Однажды вечером, в конце января, промокший и окоченевший Клерамбо возвращался домой после дежурства у дровяного склада. После того как толпа, с которой он ожидал своей очереди, уже несколько часов простояла в хвосте, ей сообщили, что сегодня раздачи больше не будет. У двери своего дома Клерамбо услышал свое имя. Какой-то юноша спрашивал его у консьержа, держа в руке письмо. Клерамбо подошел. Встреча повидимому смутила юношу. Его правый рукав был приколот булавкой у плеча, а правый глаз закрыт повязкой; он был мертвенно бледен, видно было, что он едва поправился после продолжительной болезни. Клерамбо дружески с ним поздоровался и хотел взять письмо, но молодой человек поспешно отдернул руку, говоря, что теперь уже не стоит. Клерамбо предложил ему зайти. Юноша выразил колебание, и если бы Клерамбо был более проницателен, то заметил бы, что посетитель хочет улизнуть. Но он не был искусен в чтении чужих мыслей и простосердечно сказал:

– Правда, живу я довольно высоко…

Задетый в своем самолюбии, молодой человек поспешно возразил:

– У меня еще хватит сил взобраться наверх.

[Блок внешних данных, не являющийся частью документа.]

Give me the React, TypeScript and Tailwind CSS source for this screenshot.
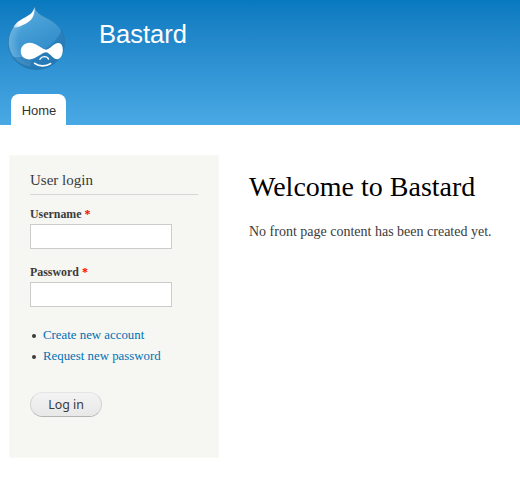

И решительным шагом направился к лестнице. Клерамбо понял, что нанес лишнюю рану этому наболевшему сердцу. Уселись они в нетопленном рабочем кабинете. Разговор долго оставался таким же холодным, как и комната. Клерамбо получал от собеседника только резкие, отрывистые и довольно неясные ответы в каком-то раздраженном тоне. Он узнал, что гостя зовут Жюльен Моро, что он студент филологического факультета и недавно провел три месяца в госпитале Валь-де-Грас. Он жил в Париже один и снимал комнату в Латинском квартале, хотя в Орлеане у него была мать и кое-кто из родных. Сначала он не сказал, почему не едет к ним. Вдруг, после некоторого молчания, он решился заговорить. Сдавленным, сначала довольно грубым, но постепенно смягчавшимся голосом он признался Клерамбо в благотворном действии его статей, привезенных в окопы одним отпускником и передававшихся из рук в руки. Они были ответом на крик задыхавшейся души: "Не лгать!" Газеты и статьи, имевшие бесстыдство предлагать армиям лживую картину армий, сфабрикованные письма с фронта, балаганное геройство, неуместные шутки; гнусное бахвальство окопавшихся в тылу шутов, делающих смерть предметом риторических упражнений, приводили их в бешенство. Грязные, клейкие поцелуи, которыми их пачкали эти газетные проститутки, были для них оскорблением, насмешкой над их страданиями. И вот, наконец, они нашли отклик у Клерамбо… Не то чтобы он их понял. Никто не мог бы их понять, не разделив их участи. Но он жалел их. Просто и человечно говорил он о несчастных всех враждующих станов. Он осмелился коснутся общих всем нациям несправедливостей, которые привели к этим общим для всех страданиям. Он не уничтожил их невзгод, но возводил их в более высокую сферу мысли, где можно было дышать.